> EXERCISE PROMPT
Reproduce, character for character, the lines below from the first through the one with "const code = ref('')". Leave pictures out.

> INFORMATION SHOWN
══════════

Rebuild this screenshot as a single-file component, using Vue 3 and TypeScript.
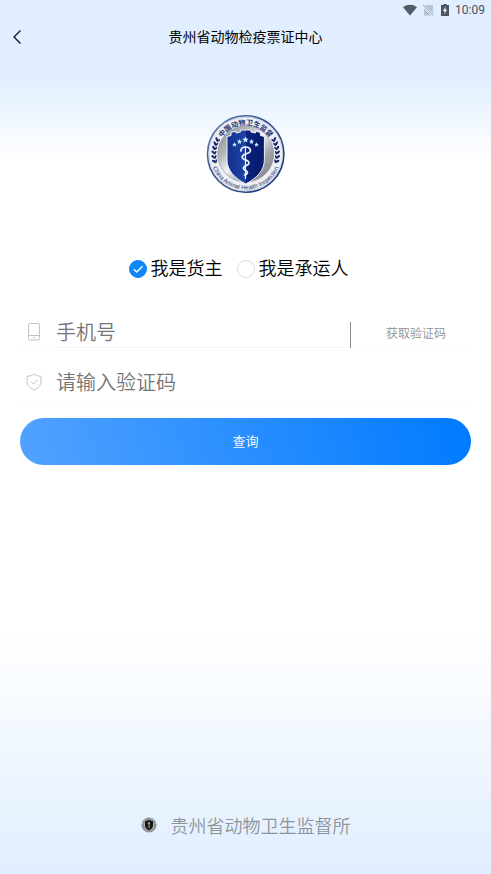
<script setup lang="ts">
import { ref } from 'vue'

type Role = 'owner' | 'carrier'

const roles: { value: Role; label: string }[] = [
  { value: 'owner', label: '我是货主' },
  { value: 'carrier', label: '我是承运人' },
]

const role = ref<Role>('owner')
const phone = ref('')
const code = ref('')

const leaves = [-20, -12, -4, 4, 12, 20]
const stars = [
  { x: 34.5, y: 36.5, size: 0.85 },
  { x: 39.5, y: 33.5, size: 0.95 },
  { x: 45.5, y: 31.5, size: 1.15 },
  { x: 51.5, y: 33.5, size: 0.95 },
  { x: 56.5, y: 36.5, size: 0.85 },
]
</script>

<template>
  <div class="page">
    <div class="status">
      <svg class="wifi" width="16" height="12" viewBox="0 0 16 12" aria-hidden="true">
        <path d="M1 3.200C5-.1 11-.1 15 3.200L8 11.500z" fill="#535b65" />
      </svg>
      <svg width="12" height="12" viewBox="0 0 12 12" aria-hidden="true">
        <path d="M4 1h7v10.500H2V3z" fill="#b9c3cf" />
        <path d="M.5 1l11 10.500" stroke="#e0eeff" stroke-width="2.400" />
        <path d="M.8.8l10.700 10.700" stroke="#9ca6b2" />
      </svg>
      <svg class="battery" width="8" height="12" viewBox="0 0 8 12" aria-hidden="true">
        <path d="M2.500 0h3v1H8v11H0V1h2.500z" fill="#4c545e" />
        <path d="M4.800 2.500L2 7h1.700l-.5 3.200L6 5.800H4.300z" fill="#fff" />
      </svg>
      <span>10:09</span>
    </div>

    <header class="header">
      <button class="back" type="button" aria-label="返回">
        <svg width="10" height="16" viewBox="0 0 10 16" aria-hidden="true">
          <path d="M8.500 1.500L2 8l6.500 6.500" fill="none" stroke="#111820" stroke-width="1.400" />
        </svg>
      </button>
      <h1>贵州省动物检疫票证中心</h1>
    </header>

    <main class="main">
      <svg class="emblem" width="92" height="92" viewBox="0 0 92 92" role="img" aria-label="中国动物卫生监督">
        <defs>
          <linearGradient id="silver" x1="0" y1="0" x2="1" y2="1">
            <stop offset="0" stop-color="#85888d" />
            <stop offset=".3" stop-color="#b5b7ba" />
            <stop offset=".48" stop-color="#f3f4f5" />
            <stop offset=".7" stop-color="#a0a3a7" />
            <stop offset="1" stop-color="#777b80" />
          </linearGradient>
          <linearGradient id="rim" x1="0" y1="0" x2="1" y2="1">
            <stop offset="0" stop-color="#5379b4" />
            <stop offset="1" stop-color="#17296c" />
          </linearGradient>
          <linearGradient id="navy" x1="0" y1="0" x2="1" y2="0">
            <stop offset="0" stop-color="#12308c" />
            <stop offset=".5" stop-color="#1f45a8" />
            <stop offset=".52" stop-color="#0a2280" />
            <stop offset="1" stop-color="#061a68" />
          </linearGradient>
          <path id="arcTop" d="M16.700 46a29 29 0 0 1 58 0" />
          <path id="arcBottom" d="M10.200 46a35.500 35.500 0 0 0 71 0" />
        </defs>
        <circle cx="45.700" cy="46" r="38.200" fill="#eef0f5" stroke="url(#rim)" stroke-width="1.600" />
        <circle cx="45.700" cy="46" r="36.800" fill="none" stroke="#b8bdca" stroke-width=".6" />
        <circle cx="45.700" cy="46" r="28" fill="url(#silver)" stroke="#858b98" stroke-width=".6" />
        <path
          d="M27 28.500l4-1v-3l5-1.500v2l4.500-1v-2h10.400v2l4.500 1v-2l5 1.500v3l4 1v23c0 11-7.500 18.500-18.700 24.500C34.500 70 27 62.500 27 51.500z"
          fill="url(#navy)"
          stroke="#eef1f8"
          stroke-width="1"
        />
        <text class="arc-cn"><textPath href="#arcTop" startOffset="50%" text-anchor="middle">中国动物卫生监督</textPath></text>
        <text class="arc-en"><textPath href="#arcBottom" startOffset="50%" text-anchor="middle">China Animal Health Inspection</textPath></text>
        <g v-for="a in leaves" :key="a" fill="#17236b">
          <g :transform="`rotate(${a} 45.700 46) translate(14.200 43)`">
            <ellipse cx="-1.300" cy="0" rx="2.200" ry="1.100" transform="rotate(50)" />
            <ellipse cx="1" cy=".8" rx="2" ry=".9" transform="rotate(-55)" />
          </g>
          <g :transform="`rotate(${a} 45.700 46) translate(77.200 43)`">
            <ellipse cx="1.300" cy="0" rx="2.200" ry="1.100" transform="rotate(-50)" />
            <ellipse cx="-1" cy=".8" rx="2" ry=".9" transform="rotate(55)" />
          </g>
        </g>
        <path
          v-for="s in stars"
          :key="s.x"
          d="M0-2.600l.8 1.700 1.900.2-1.400 1.300.4 1.900L0 1.600l-1.700.9.4-1.900-1.400-1.300 1.900-.2z"
          fill="#c5ecff"
          :transform="`translate(${s.x} ${s.y}) scale(${s.size})`"
        />
        <g fill="none" stroke="#f5f8ff" stroke-linecap="round">
          <path d="M45.500 39v31.500" stroke-width="1.200" />
          <path d="M41 43c-.8-2.500 2-4 4.500-4 3.500 0 5.500 2 4.800 4.200-.8 2.300-4 2.300-6 3.300-3.200 1.600-2.600 4.300.7 5.300 3 .9 4.500 1.800 3.800 3.900-.7 2-5.800 2-5.300 4.800.4 2 4 1.900 4 4 0 1.500-1.500 2-3 2.500" stroke-width="1.700" />
        </g>
      </svg>

      <form class="form" @submit.prevent>
        <div class="roles" role="radiogroup" aria-label="身份">
          <label v-for="item in roles" :key="item.value" class="role">
            <span class="radio">
              <input v-model="role" type="radio" name="role" :value="item.value" />
              <svg v-if="role === item.value" width="18" height="18" viewBox="0 0 18 18" aria-hidden="true">
                <path d="M4.800 9.300l2.900 2.700 5.800-5.800" fill="none" stroke="#fff" stroke-width="1.400" />
              </svg>
            </span>
            <span>{{ item.label }}</span>
          </label>
        </div>

        <div class="row">
          <label class="icon" for="phone" aria-label="手机号">
            <svg width="16" height="18" viewBox="0 0 16 18" fill="none" stroke="#c4c4c4" aria-hidden="true">
              <rect x="2.500" y=".5" width="11" height="16.500" rx="1.500" />
              <path d="M2.500 12.500h11M7 14.800h2" />
            </svg>
          </label>
          <input id="phone" v-model="phone" class="field phone" type="tel" placeholder="手机号" />
          <button class="send" type="button">获取验证码</button>
        </div>

        <div class="row">
          <label class="icon" for="code" aria-label="验证码">
            <svg width="16" height="18" viewBox="0 0 16 18" fill="none" stroke="#c4c4c4" aria-hidden="true">
              <path d="M8 1c2 1.500 4.300 2.300 7 2.300V8c0 4.500-3 7.300-7 8.800C4 15.300 1 12.500 1 8V3.300C3.700 3.300 6 2.500 8 1z" />
              <path d="M4.800 8.600l2.500 2.400 4.200-4.300" />
            </svg>
          </label>
          <input id="code" v-model="code" class="field" type="text" placeholder="请输入验证码" />
        </div>

        <button class="submit" type="submit">查询</button>
      </form>
    </main>

    <footer class="footer">
      <svg width="16" height="16" viewBox="0 0 16 16" aria-hidden="true">
        <circle cx="8" cy="8" r="6.800" fill="#b5b8bc" stroke="#85888c" stroke-width="1.400" stroke-dasharray="1.800 .5" />
        <circle cx="8" cy="8" r="5.500" fill="none" stroke="#777" stroke-width=".8" />
        <path d="M4 4.300l4-1.300 4 1.300v4.200c0 2-1.500 3.500-4 4.700-2.500-1.200-4-2.700-4-4.700z" fill="#161616" />
        <path d="M8 5v6M6.800 6.200h2" stroke="#ccc" stroke-width=".9" />
      </svg>
      <span>贵州省动物卫生监督所</span>
    </footer>
  </div>
</template>

<style>
body {
  margin: 0;
}
</style>

<style scoped>
.page {
  box-sizing: border-box;
  min-height: 100vh;
  display: flex;
  flex-direction: column;
  font-family: 'Noto Sans CJK SC', sans-serif;
  font-weight: 350;
  color: #000;
  background:
    linear-gradient(to bottom, #e0eeff 76px, rgba(255, 255, 255, 0) 160px),
    linear-gradient(to top, #e0eeff 0, #fff 240px);
}

.page * {
  box-sizing: border-box;
}

button,
input {
  margin: 0;
  padding: 0;
  border: 0;
  background: none;
  font-family: inherit;
  font-weight: inherit;
}

.status {
  height: 20px;
  padding-right: 6px;
  display: flex;
  align-items: center;
  justify-content: flex-end;
  font-family: Roboto, sans-serif;
  font-size: 12px;
  font-weight: 400;
  color: #4c545e;
}

.wifi {
  margin-right: 4px;
}

.battery {
  margin: 0 6px 0 7px;
}

.header {
  height: 34px;
  display: grid;
  grid-template-columns: 34px 1fr 34px;
  align-items: center;
}

.back {
  height: 34px;
  display: flex;
  align-items: center;
  justify-content: center;
}

h1 {
  margin: 0;
  padding-bottom: 2px;
  font-size: 14px;
  line-height: 20px;
  font-weight: 400;
  text-align: center;
}

.main {
  flex: 1;
  padding: 54px 20px 0;
  display: flex;
  flex-direction: column;
  align-items: center;
}

.emblem {
  display: block;
}

.arc-cn {
  font-size: 7px;
  font-weight: 700;
  fill: #26336f;
}

.arc-en {
  font-family: 'Liberation Sans', sans-serif;
  font-size: 6px;
  fill: #26336f;
}

.form {
  width: 100%;
  margin-top: 53px;
  display: flex;
  flex-direction: column;
}

.roles {
  display: flex;
  justify-content: center;
  gap: 14px;
  padding-right: 14px;
  font-size: 18px;
  line-height: 28px;
}

.role {
  display: flex;
  align-items: center;
  gap: 4px;
}

.radio {
  display: grid;
  margin-top: 4px;
}

.radio > * {
  grid-area: 1 / 1;
}

.radio input {
  appearance: none;
  width: 18px;
  height: 18px;
  border: 1px solid #dcdcdc;
  border-radius: 50%;
}

.radio input:checked {
  border-color: #0f86fa;
  background: #0f86fa;
}

.radio svg {
  pointer-events: none;
}

.row {
  height: 38px;
  margin-top: 12px;
  display: flex;
  align-items: center;
  border-bottom: 1px solid #fbfbfb;
}

.roles + .row {
  margin-top: 32px;
}

.icon {
  width: 36px;
  padding-left: 6px;
  display: flex;
}

.field {
  flex: 1;
  min-width: 0;
  height: 32px;
  font-size: 20px;
  color: #333;
  outline: none;
}

.field::placeholder {
  color: #757575;
  opacity: 1;
}

.phone {
  border-bottom: 1px solid #f7f7f7;
}

.send {
  width: 121px;
  height: 26px;
  margin-top: 6px;
  padding: 0 0 4px 10px;
  border-left: 1px solid #8a8a8a;
  font-size: 12px;
  line-height: 18px;
  color: #8f8f8f;
}

.submit {
  height: 47px;
  margin-top: 17px;
  padding-bottom: 2px;
  border-radius: 24px;
  background: linear-gradient(75deg, #52a2ff, #007aff);
  font-size: 13px;
  color: #fff;
}

.footer {
  padding-bottom: 35px;
  display: flex;
  align-items: center;
  justify-content: center;
  gap: 14px;
  font-size: 18px;
  line-height: 28px;
  color: #8f949a;
}
</style>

══════════

> THE RESULT
Rebuild this screenshot as a single-file component, using Vue 3 and TypeScript.
<script setup lang="ts">
import { ref } from 'vue'

type Role = 'owner' | 'carrier'

const roles: { value: Role; label: string }[] = [
  { value: 'owner', label: '我是货主' },
  { value: 'carrier', label: '我是承运人' },
]

const role = ref<Role>('owner')
const phone = ref('')
const code = ref('')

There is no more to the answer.